- **Exercise goal**
Your task is to output all the records below, word for word.
== Available data ==
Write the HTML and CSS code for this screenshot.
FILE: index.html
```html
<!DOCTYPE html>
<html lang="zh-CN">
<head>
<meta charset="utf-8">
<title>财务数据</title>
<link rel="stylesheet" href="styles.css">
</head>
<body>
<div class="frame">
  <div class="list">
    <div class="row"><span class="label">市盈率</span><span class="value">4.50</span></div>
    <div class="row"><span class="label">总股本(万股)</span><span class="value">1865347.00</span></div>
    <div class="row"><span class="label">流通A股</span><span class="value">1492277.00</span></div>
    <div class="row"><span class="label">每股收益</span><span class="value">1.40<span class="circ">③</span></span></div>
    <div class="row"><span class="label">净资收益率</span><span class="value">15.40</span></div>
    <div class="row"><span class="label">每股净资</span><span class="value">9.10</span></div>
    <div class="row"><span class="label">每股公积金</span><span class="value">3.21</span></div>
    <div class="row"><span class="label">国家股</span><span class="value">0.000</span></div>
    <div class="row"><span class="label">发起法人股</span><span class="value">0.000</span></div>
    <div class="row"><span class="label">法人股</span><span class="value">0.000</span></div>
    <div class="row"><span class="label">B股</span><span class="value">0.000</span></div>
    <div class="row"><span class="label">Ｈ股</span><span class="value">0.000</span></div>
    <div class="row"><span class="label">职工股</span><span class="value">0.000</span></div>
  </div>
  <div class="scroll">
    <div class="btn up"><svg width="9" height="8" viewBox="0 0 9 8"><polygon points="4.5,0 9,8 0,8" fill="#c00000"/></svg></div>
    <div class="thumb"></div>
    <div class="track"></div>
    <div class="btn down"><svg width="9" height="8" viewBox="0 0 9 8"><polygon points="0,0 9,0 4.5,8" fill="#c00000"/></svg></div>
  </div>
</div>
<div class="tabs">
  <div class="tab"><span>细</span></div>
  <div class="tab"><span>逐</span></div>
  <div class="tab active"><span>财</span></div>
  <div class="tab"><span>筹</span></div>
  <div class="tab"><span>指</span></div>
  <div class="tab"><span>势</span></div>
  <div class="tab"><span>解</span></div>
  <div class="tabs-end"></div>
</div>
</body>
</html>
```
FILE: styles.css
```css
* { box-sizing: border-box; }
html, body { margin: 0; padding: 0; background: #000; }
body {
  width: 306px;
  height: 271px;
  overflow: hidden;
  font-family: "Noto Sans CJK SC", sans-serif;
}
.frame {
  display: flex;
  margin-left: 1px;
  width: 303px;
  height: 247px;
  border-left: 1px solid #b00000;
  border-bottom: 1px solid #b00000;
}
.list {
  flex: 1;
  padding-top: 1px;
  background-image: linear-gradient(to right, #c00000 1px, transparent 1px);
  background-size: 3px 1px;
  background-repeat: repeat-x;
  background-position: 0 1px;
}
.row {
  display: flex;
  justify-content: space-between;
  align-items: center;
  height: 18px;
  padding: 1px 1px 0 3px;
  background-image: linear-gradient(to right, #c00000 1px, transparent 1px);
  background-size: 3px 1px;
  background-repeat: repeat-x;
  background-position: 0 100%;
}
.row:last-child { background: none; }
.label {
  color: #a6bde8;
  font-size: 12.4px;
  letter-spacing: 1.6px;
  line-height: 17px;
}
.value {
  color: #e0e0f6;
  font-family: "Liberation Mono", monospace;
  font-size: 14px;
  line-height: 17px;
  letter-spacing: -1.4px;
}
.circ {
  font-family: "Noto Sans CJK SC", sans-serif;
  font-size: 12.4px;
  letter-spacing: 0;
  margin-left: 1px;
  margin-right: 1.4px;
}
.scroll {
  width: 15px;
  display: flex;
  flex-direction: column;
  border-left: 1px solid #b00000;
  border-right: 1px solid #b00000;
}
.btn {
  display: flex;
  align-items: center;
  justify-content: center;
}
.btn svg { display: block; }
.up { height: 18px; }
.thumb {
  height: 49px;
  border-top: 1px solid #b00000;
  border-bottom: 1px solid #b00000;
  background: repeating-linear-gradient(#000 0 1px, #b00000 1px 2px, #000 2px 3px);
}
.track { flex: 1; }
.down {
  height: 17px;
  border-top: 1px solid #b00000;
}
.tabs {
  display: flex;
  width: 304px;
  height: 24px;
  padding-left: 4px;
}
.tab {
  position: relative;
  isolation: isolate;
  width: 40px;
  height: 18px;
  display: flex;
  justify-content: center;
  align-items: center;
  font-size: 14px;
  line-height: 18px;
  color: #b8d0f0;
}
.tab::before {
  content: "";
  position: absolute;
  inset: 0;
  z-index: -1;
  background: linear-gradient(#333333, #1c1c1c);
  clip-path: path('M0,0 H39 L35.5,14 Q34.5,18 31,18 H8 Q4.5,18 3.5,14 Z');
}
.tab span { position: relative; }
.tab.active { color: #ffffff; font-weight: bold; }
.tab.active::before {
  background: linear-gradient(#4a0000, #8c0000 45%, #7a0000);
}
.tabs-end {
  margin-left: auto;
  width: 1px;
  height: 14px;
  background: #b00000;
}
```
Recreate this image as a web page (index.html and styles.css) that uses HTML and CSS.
===
- **Solution for this exercise**
Write the HTML and CSS code for this screenshot.
FILE: index.html
```html
<!DOCTYPE html>
<html lang="zh-CN">
<head>
<meta charset="utf-8">
<title>财务数据</title>
<link rel="stylesheet" href="styles.css">
</head>
<body>
<div class="frame">
  <div class="list">
    <div class="row"><span class="label">市盈率</span><span class="value">4.50</span></div>
    <div class="row"><span class="label">总股本(万股)</span><span class="value">1865347.00</span></div>
    <div class="row"><span class="label">流通A股</span><span class="value">1492277.00</span></div>
    <div class="row"><span class="label">每股收益</span><span class="value">1.40<span class="circ">③</span></span></div>
    <div class="row"><span class="label">净资收益率</span><span class="value">15.40</span></div>
    <div class="row"><span class="label">每股净资</span><span class="value">9.10</span></div>
    <div class="row"><span class="label">每股公积金</span><span class="value">3.21</span></div>
    <div class="row"><span class="label">国家股</span><span class="value">0.000</span></div>
    <div class="row"><span class="label">发起法人股</span><span class="value">0.000</span></div>
    <div class="row"><span class="label">法人股</span><span class="value">0.000</span></div>
    <div class="row"><span class="label">B股</span><span class="value">0.000</span></div>
    <div class="row"><span class="label">Ｈ股</span><span class="value">0.000</span></div>
    <div class="row"><span class="label">职工股</span><span class="value">0.000</span></div>
  </div>
  <div class="scroll">
    <div class="btn up"><svg width="9" height="8" viewBox="0 0 9 8"><polygon points="4.5,0 9,8 0,8" fill="#c00000"/></svg></div>
    <div class="thumb"></div>
    <div class="track"></div>
    <div class="btn down"><svg width="9" height="8" viewBox="0 0 9 8"><polygon points="0,0 9,0 4.5,8" fill="#c00000"/></svg></div>
  </div>
</div>
<div class="tabs">
  <div class="tab"><span>细</span></div>
  <div class="tab"><span>逐</span></div>
  <div class="tab active"><span>财</span></div>
  <div class="tab"><span>筹</span></div>
  <div class="tab"><span>指</span></div>
  <div class="tab"><span>势</span></div>
  <div class="tab"><span>解</span></div>
  <div class="tabs-end"></div>
</div>
</body>
</html>
```
FILE: styles.css
```css
* { box-sizing: border-box; }
html, body { margin: 0; padding: 0; background: #000; }
body {
  width: 306px;
  height: 271px;
  overflow: hidden;
  font-family: "Noto Sans CJK SC", sans-serif;
}
.frame {
  display: flex;
  margin-left: 1px;
  width: 303px;
  height: 247px;
  border-left: 1px solid #b00000;
  border-bottom: 1px solid #b00000;
}
.list {
  flex: 1;
  padding-top: 1px;
  background-image: linear-gradient(to right, #c00000 1px, transparent 1px);
  background-size: 3px 1px;
  background-repeat: repeat-x;
  background-position: 0 1px;
}
.row {
  display: flex;
  justify-content: space-between;
  align-items: center;
  height: 18px;
  padding: 1px 1px 0 3px;
  background-image: linear-gradient(to right, #c00000 1px, transparent 1px);
  background-size: 3px 1px;
  background-repeat: repeat-x;
  background-position: 0 100%;
}
.row:last-child { background: none; }
.label {
  color: #a6bde8;
  font-size: 12.4px;
  letter-spacing: 1.6px;
  line-height: 17px;
}
.value {
  color: #e0e0f6;
  font-family: "Liberation Mono", monospace;
  font-size: 14px;
  line-height: 17px;
  letter-spacing: -1.4px;
}
.circ {
  font-family: "Noto Sans CJK SC", sans-serif;
  font-size: 12.4px;
  letter-spacing: 0;
  margin-left: 1px;
  margin-right: 1.4px;
}
.scroll {
  width: 15px;
  display: flex;
  flex-direction: column;
  border-left: 1px solid #b00000;
  border-right: 1px solid #b00000;
}
.btn {
  display: flex;
  align-items: center;
  justify-content: center;
}
.btn svg { display: block; }
.up { height: 18px; }
.thumb {
  height: 49px;
  border-top: 1px solid #b00000;
  border-bottom: 1px solid #b00000;
  background: repeating-linear-gradient(#000 0 1px, #b00000 1px 2px, #000 2px 3px);
}
.track { flex: 1; }
.down {
  height: 17px;
  border-top: 1px solid #b00000;
}
.tabs {
  display: flex;
  width: 304px;
  height: 24px;
  padding-left: 4px;
}
.tab {
  position: relative;
  isolation: isolate;
  width: 40px;
  height: 18px;
  display: flex;
  justify-content: center;
  align-items: center;
  font-size: 14px;
  line-height: 18px;
  color: #b8d0f0;
}
.tab::before {
  content: "";
  position: absolute;
  inset: 0;
  z-index: -1;
  background: linear-gradient(#333333, #1c1c1c);
  clip-path: path('M0,0 H39 L35.5,14 Q34.5,18 31,18 H8 Q4.5,18 3.5,14 Z');
}
.tab span { position: relative; }
.tab.active { color: #ffffff; font-weight: bold; }
.tab.active::before {
  background: linear-gradient(#4a0000, #8c0000 45%, #7a0000);
}
.tabs-end {
  margin-left: auto;
  width: 1px;
  height: 14px;
  background: #b00000;
}
```
Recreate this image as a web page (index.html and styles.css) that uses HTML and CSS.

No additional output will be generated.